The gain on this amp does seem somewhat high, but this may be in your favor as the decreased current draw from the rails may not be significant if you short the opamp gain resistors. It would take more analysis to determine if the operating points of the output transistors will change due to the decrease in current draw.
 
Nov 26, 2015 at 8:53 AM Post #3 of 7
Many thanks for your reply. Now that you mention it, it occurs to me that simply removing R5/R105 would make the op amp function as a unity gain buffer, and this op amp (NE5532) is already internally compensated for unity gain operation. Wouldn't this be the best solution?
 
Nov 26, 2015 at 9:21 AM Post #4 of 7
That will set your gain correctly, but you still need to watch out for the change in current draw affecting your output transistor setpoint.
 
Nov 29, 2015 at 9:30 PM Post #5 of 7
Thanks for your help, kchapdaily.
 
I did a bit of testing, and I changed my mind.
 
I compared the OBH-11 against an O2 set to 1x/2.5x. Using a full-scale 100 Hz sine wave (2.26V RMS) for input, I measured the voltage output of the O2, max volume, no load. The results were, respectively, 2.1V and 5.5V RMS. With measurement errors, etc, the results seemed to me to make sense for unity gain and 2.5x. Then I measured in the same way the OBH-11, and the result was 9.7V RMS (with massive clipping). I don't really know if I was interpreting these results correctly, but it seemed to me that the OBH-11's gain could not be anywhere near the 23x suggested by values of R6 and R5. It looked like it was closer to 4x, and this was confirmed by listening (at much lower volumes, of course).
 
So I decided I didn't really understand how this amp works, and I'm not going to spoil a perfectly good, working amp -- at least until I have a better idea of what I'm doing.
 
But thanks again for your help.
 
Nov 29, 2015 at 10:15 PM Post #6 of 7
pasta, it looks like we may have overlooked C3/C103! If you calculate the impedance of C3 and R5 in series at audio frequencies, you will see that C3* is actually quite a dominant part of the impedance. At 100Hz, the impedance of that branch is almost 33.4Mh ohm! This is certainly curious, as it would suggest that the opamp is already at near unity gain, and is only being used as the input buffer. But this cap would be introducing almost 90 degrees of negative phase delay at all audio frequencies, and that would leave the BJT totems to handle signal gain and output stage...
 
*The above is only valid if i am guessing the value correctly.

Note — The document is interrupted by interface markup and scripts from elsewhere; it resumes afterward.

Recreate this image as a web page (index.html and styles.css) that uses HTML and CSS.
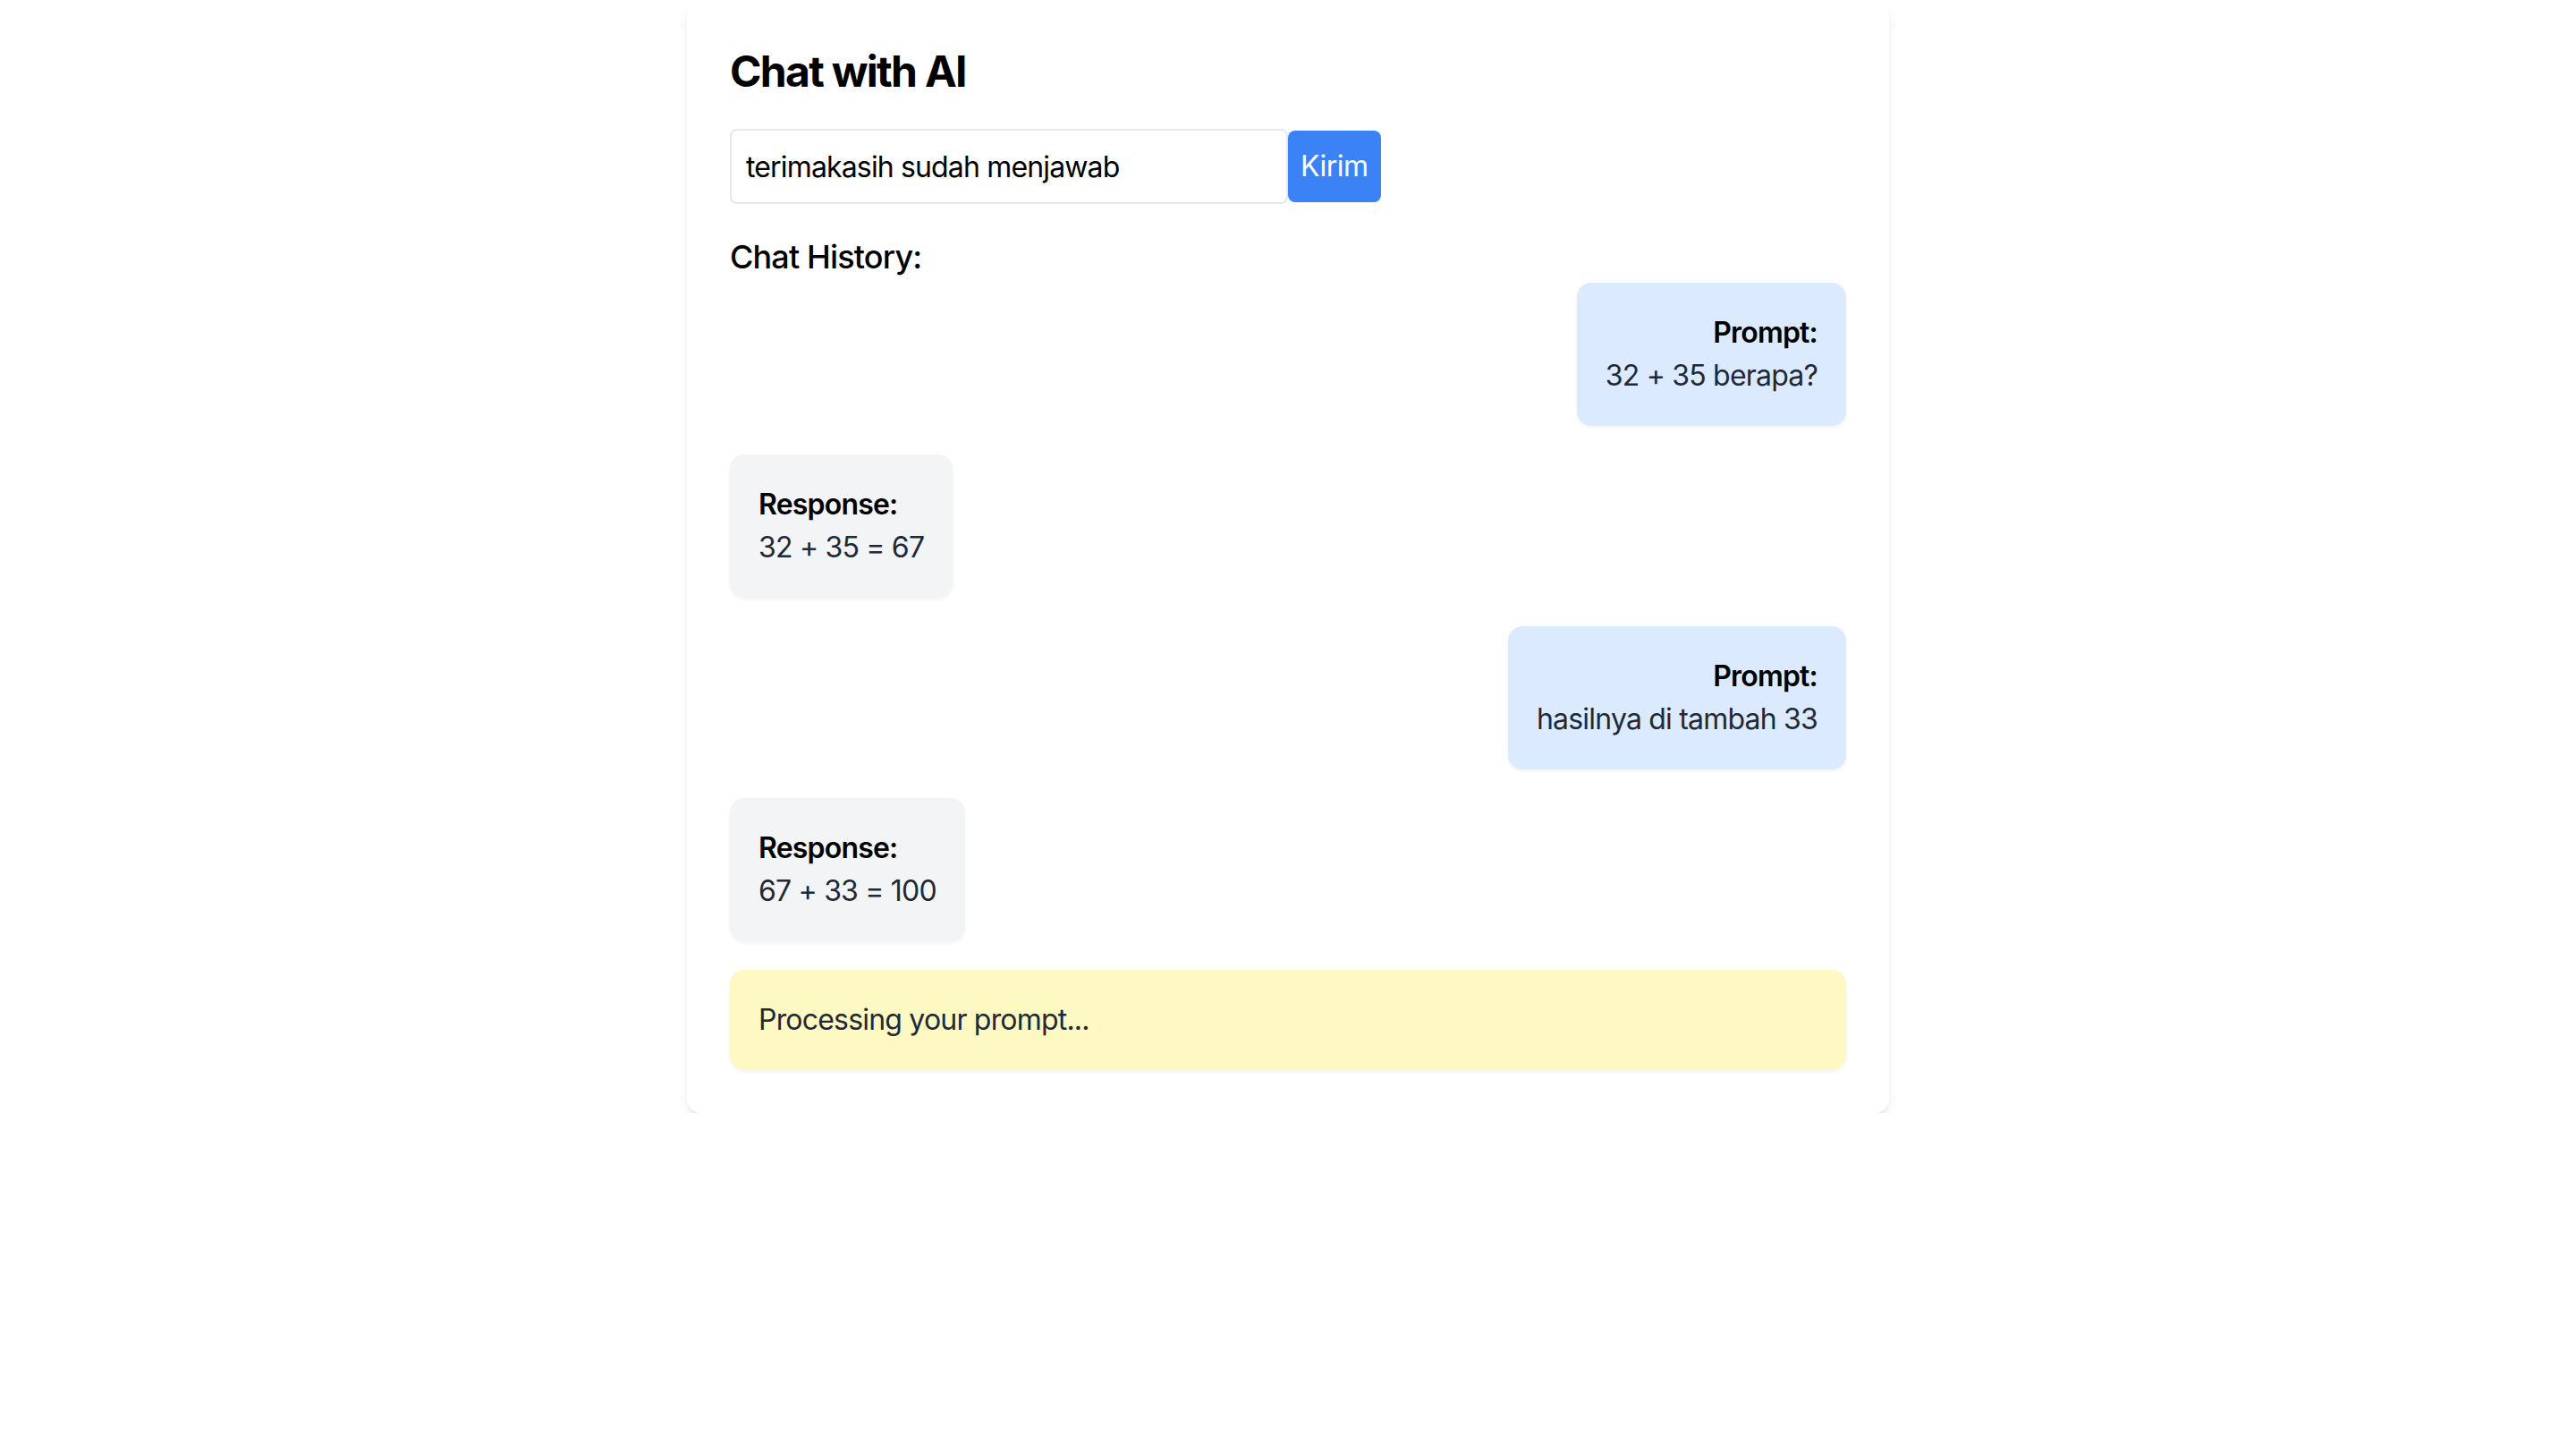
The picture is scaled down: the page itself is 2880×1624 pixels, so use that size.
FILE: index.html
```html
<!DOCTYPE html>
<html lang="id">
<head>
<meta charset="utf-8">
<title>Chat with AI</title>
<link rel="stylesheet" href="styles.css">
</head>
<body>
<div class="card">
  <h1 class="title">Chat with AI</h1>
  <div class="form-row">
    <input class="prompt-input" type="text" value="terimakasih sudah menjawab">
    <button class="send-btn">Kirim</button>
  </div>
  <h2 class="history-title">Chat History:</h2>
  <div class="history">
    <div class="bubble prompt">
      <div class="label">Prompt:</div>
      <div class="text">32 + 35 berapa?</div>
    </div>
    <div class="bubble response">
      <div class="label">Response:</div>
      <div class="text">32 + 35 = 67</div>
    </div>
    <div class="bubble prompt">
      <div class="label">Prompt:</div>
      <div class="text">hasilnya di tambah 33</div>
    </div>
    <div class="bubble response">
      <div class="label">Response:</div>
      <div class="text">67 + 33 = 100</div>
    </div>
    <div class="processing">Processing your prompt...</div>
  </div>
</div>
</body>
</html>
```
FILE: styles.css
```css
* { box-sizing: border-box; }
html, body { margin: 0; padding: 0; background: #ffffff; }
body {
  font-family: Inter, "Noto Sans", "Liberation Sans", sans-serif;
  color: #000;
}
.card {
  width: 1344px;
  margin: 0 auto;
  padding: 48px;
  background: #fff;
  border-radius: 16px;
  box-shadow: 0 8px 14px -3px rgba(0,0,0,0.10), 0 3px 8px -4px rgba(0,0,0,0.08);
}
.title {
  margin: 0 0 32px 0;
  font-size: 48px;
  line-height: 64px;
  font-weight: 700;
  letter-spacing: -1.7px;
}
.form-row {
  display: flex;
  align-items: center;
  margin-bottom: 31px;
}
.prompt-input {
  width: 624px;
  height: 84px;
  padding: 16px;
  font-family: inherit;
  font-size: 32px;
  line-height: 48px;
  letter-spacing: -0.85px;
  color: #000;
  border: 2px solid #e5e7eb;
  border-radius: 8px;
  outline: none;
  background: #fff;
}
.send-btn {
  height: 80px;
  padding: 16px 14px;
  font-family: inherit;
  font-size: 32px;
  line-height: 48px;
  letter-spacing: -0.5px;
  color: #fff;
  background: #3b82f6;
  border: none;
  border-radius: 8px;
}
.history-title {
  margin: 0;
  font-size: 36px;
  line-height: 56px;
  font-weight: 500;
  letter-spacing: -0.85px;
}
.history {
  display: flex;
  flex-direction: column;
  gap: 32px;
  margin-top: 1px;
}
.bubble {
  padding: 32px;
  border-radius: 16px;
  box-shadow: 0 2px 4px rgba(0,0,0,0.05);
  font-size: 32px;
  line-height: 48px;
  letter-spacing: -0.8px;
}
.bubble.prompt {
  align-self: flex-end;
  text-align: right;
  background: #dbeafe;
}
.bubble.response {
  align-self: flex-start;
  background: #f3f4f6;
}
.label {
  font-weight: 600;
  color: #000;
}
.text {
  color: #1f2937;
}
.processing {
  padding: 32px;
  border-radius: 16px;
  background: #fef9c3;
  color: #1f2937;
  font-size: 32px;
  line-height: 48px;
  letter-spacing: -0.8px;
  box-shadow: 0 2px 4px rgba(0,0,0,0.05);
}
```
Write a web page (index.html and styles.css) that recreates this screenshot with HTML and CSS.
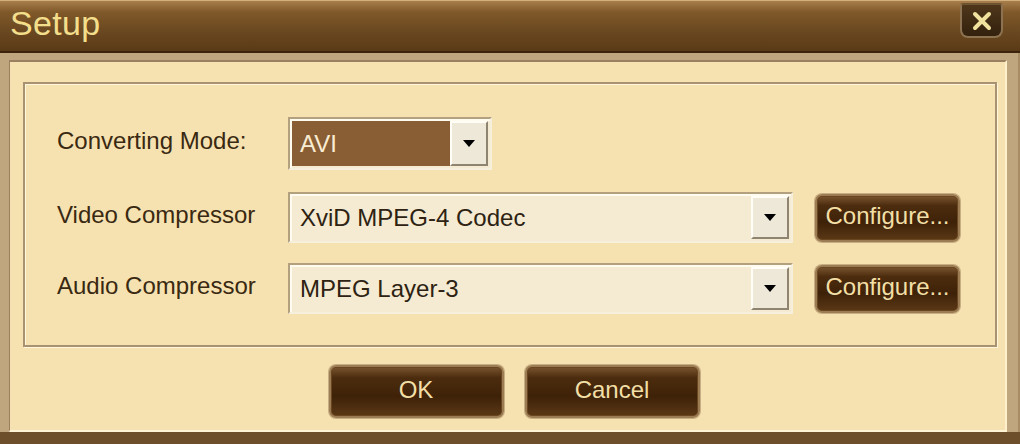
FILE: index.html
```html
<!DOCTYPE html>
<html lang="en">
<head>
  <meta charset="UTF-8" />
  <title>Setup</title>
  <link rel="stylesheet" href="styles.css">
</head>
<body>
  <div class="window">
    <div class="titlebar">
      <span class="title">Setup</span>
      <div class="close-btn">
        <svg viewBox="0 0 24 20" width="24" height="20">
          <path d="M5 3 L19 17 M19 3 L5 17" stroke="#f1e29e" stroke-width="4" stroke-linecap="round"/>
        </svg>
      </div>
    </div>

    <div class="frame">
      <div class="content">
        <div class="group">
          <div class="row row-first">
            <div class="label">Converting Mode:</div>
            <div class="combo combo-short combo-dark">
              <div class="combo-value">AVI</div>
              <div class="combo-arrow"><span class="tri"></span></div>
            </div>
          </div>

          <div class="row">
            <div class="label">Video Compressor</div>
            <div class="combo combo-wide">
              <div class="combo-value">XviD MPEG-4 Codec</div>
              <div class="combo-arrow"><span class="tri"></span></div>
            </div>
            <div class="brown-btn config-btn">Configure...</div>
          </div>

          <div class="row">
            <div class="label">Audio Compressor</div>
            <div class="combo combo-wide">
              <div class="combo-value">MPEG Layer-3</div>
              <div class="combo-arrow"><span class="tri"></span></div>
            </div>
            <div class="brown-btn config-btn">Configure...</div>
          </div>
        </div>

        <div class="actions">
          <div class="brown-btn action-btn">OK</div>
          <div class="brown-btn action-btn">Cancel</div>
        </div>
      </div>
    </div>
  </div>
</body>
</html>
```

FILE: styles.css
```css
body {
  margin: 0;
  padding: 0;
  background: #b89c74;
  font-family: 'Liberation Sans', Arial, sans-serif;
}

.window {
  width: 1020px;
  height: 444px;
  display: flex;
  flex-direction: column;
  overflow: hidden;
}

.titlebar {
  box-sizing: border-box;
  height: 53px;
  border-top: 1px solid #d2b07e;
  border-bottom: 2px solid #3c240c;
  background: linear-gradient(180deg, #a87e4c 0%, #80592a 22%, #6a4820 60%, #5a3a16 100%);
  display: flex;
  align-items: flex-start;
  justify-content: space-between;
  padding: 0 17px 0 10px;
}

.title {
  color: #f3de8c;
  font-size: 34px;
  line-height: 44px;
  letter-spacing: 0.3px;
}

.close-btn {
  width: 43px;
  height: 35px;
  margin-top: 2px;
  box-sizing: border-box;
  background: linear-gradient(180deg, #4e361a, #33210e);
  border: 2px solid #8c7250;
  border-top-color: #6e5330;
  border-radius: 3px 3px 8px 8px;
  display: flex;
  align-items: center;
  justify-content: center;
}

.frame {
  flex: 1;
  display: flex;
  background: #c0a67e;
  padding: 7px 13px 0 9px;
  border-bottom: 12px solid #6e4f2c;
  box-shadow: inset -2px 0 0 #a88c64;
}

.content {
  flex: 1;
  background: #f6e2b0;
  border-top: 2px solid #9a8060;
  border-left: 1px solid #9a8060;
  border-bottom: 2px solid #fff4d6;
  border-right: 2px solid #fff0cc;
  padding: 20px 8px 0 13px;
  display: flex;
  flex-direction: column;
}

.group {
  height: 265px;
  box-sizing: border-box;
  border: 2px solid #a89272;
  box-shadow: inset 1px 1px 0 #fff6dc, 1px 1px 0 #fff6dc;
  padding: 33px 0 0 32px;
  display: flex;
  flex-direction: column;
  gap: 20px;
}

.row {
  display: flex;
  align-items: center;
  height: 51px;
}

.row-first {
  height: 53px;
  margin-bottom: 2px;
}

.label {
  width: 231px;
  color: #3a2912;
  font-size: 24px;
  padding-bottom: 6px;
}

.combo {
  height: 51px;
  box-sizing: border-box;
  display: flex;
  border: 2px solid #b3a07e;
  border-right-color: #f6efdc;
  border-bottom-color: #f6efdc;
  box-shadow: inset 2px 2px 0 #fffbee;
  background: #f4ebd2;
  padding: 2px;
}

.combo-short {
  width: 204px;
  height: 53px;
}

.combo-wide {
  width: 505px;
}

.combo-dark .combo-value {
  background: #8a5e34;
  color: #f8ecd2;
}

.combo-value {
  flex: 1;
  color: #2e2212;
  font-size: 24px;
  display: flex;
  align-items: center;
  padding-left: 8px;
}

.combo-arrow {
  width: 38px;
  box-sizing: border-box;
  background: #eee8d8;
  border-left: 2px solid #fffdf6;
  border-top: 2px solid #fffdf6;
  border-right: 2px solid #8e8470;
  border-bottom: 2px solid #8e8470;
  display: flex;
  align-items: center;
  justify-content: center;
}

.tri {
  width: 0;
  height: 0;
  border-left: 6px solid transparent;
  border-right: 6px solid transparent;
  border-top: 7px solid #000;
}

.brown-btn {
  box-sizing: border-box;
  display: flex;
  align-items: center;
  justify-content: center;
  color: #f2dfa6;
  font-size: 24px;
  border: 2px solid #9c7c52;
  border-radius: 7px;
  background: linear-gradient(180deg, #7a5530 0%, #4c2c0e 22%, #3e2208 60%, #5a3816 100%);
  box-shadow: 0 0 0 1px #c8ae84, inset 0 0 0 1px #6a4620;
}

.config-btn {
  width: 145px;
  height: 48px;
  margin-left: 22px;
  padding-bottom: 4px;
}

.actions {
  display: flex;
  justify-content: center;
  gap: 21px;
  padding: 18px 0 0 8px;
}

.action-btn {
  width: 175px;
  height: 53px;
  padding-bottom: 4px;
}
```
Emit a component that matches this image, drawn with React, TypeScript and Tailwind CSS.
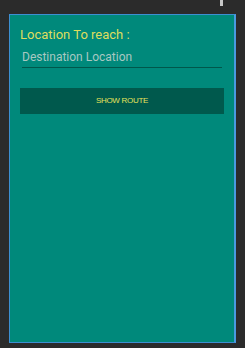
export default function App() {
  return (
    <div className="relative w-[245px] h-[348px] bg-[#2b2b2b] pt-[14px] pl-[9px] font-['Roboto',sans-serif]">
      {/* scrollbar tick at top */}
      <div className="absolute left-[220px] top-0 w-[3px] h-[6px] bg-[#c8c8c8]" />
      <div className="w-[227px] h-[329px] bg-[#00897b] border border-[#3d8fd1] border-r-2 border-r-[#4a9ae0] px-[10px] pt-[12px]">
        <div className="text-[13px] leading-[16px] text-[#dedd5e]">Location To reach :</div>
        <div className="mt-[7px] mx-[2px] border-b border-[#00574b] pb-[3px] text-[12px] leading-[14px] text-[#a8c8c2]">
          Destination Location
        </div>
        <button className="mt-[20px] w-[204px] h-[26px] bg-[#00594d] font-['Liberation_Sans',sans-serif] text-[8px] tracking-[-0.3px] text-[#e6e35a]">
          SHOW ROUTE
        </button>
      </div>
    </div>
  );
}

I am assuming it is 47pF, but the schematic i am looking at only says 47/25. 25V is likely the voltage, but if the cap is 47uF the resistor is the dominant component in the impedance.
 
pasta, could you confirm the value of C3/C103 when you get a chance?
 
It is curious though, the clipping would suggest that the gain is indeed higher than 9x. Could you also try testing it again with a different drive signal? If you are using normal audio sources for the test, you could use your phone as the input, they usually run closer to 1Vrms line out. Ideally I would like to know where the amp stops clipping.
 
Also i can put together a spice sim next weekend if this does not pan out.
 
Dec 5, 2015 at 9:27 PM Post #7 of 7
  the clipping would suggest that the gain is indeed higher than 9x. Could you also try testing it again with a different drive signal?

Yes, you are right, of course. I did not take into account that the amp was driven into saturation. With a much lower input signal (35mV RMS 1kHz sine wave), the OBH-11's output (without clipping) measured 790mV RMS, which is close enough to 23x. (The unity gain O2 measured 34mV.)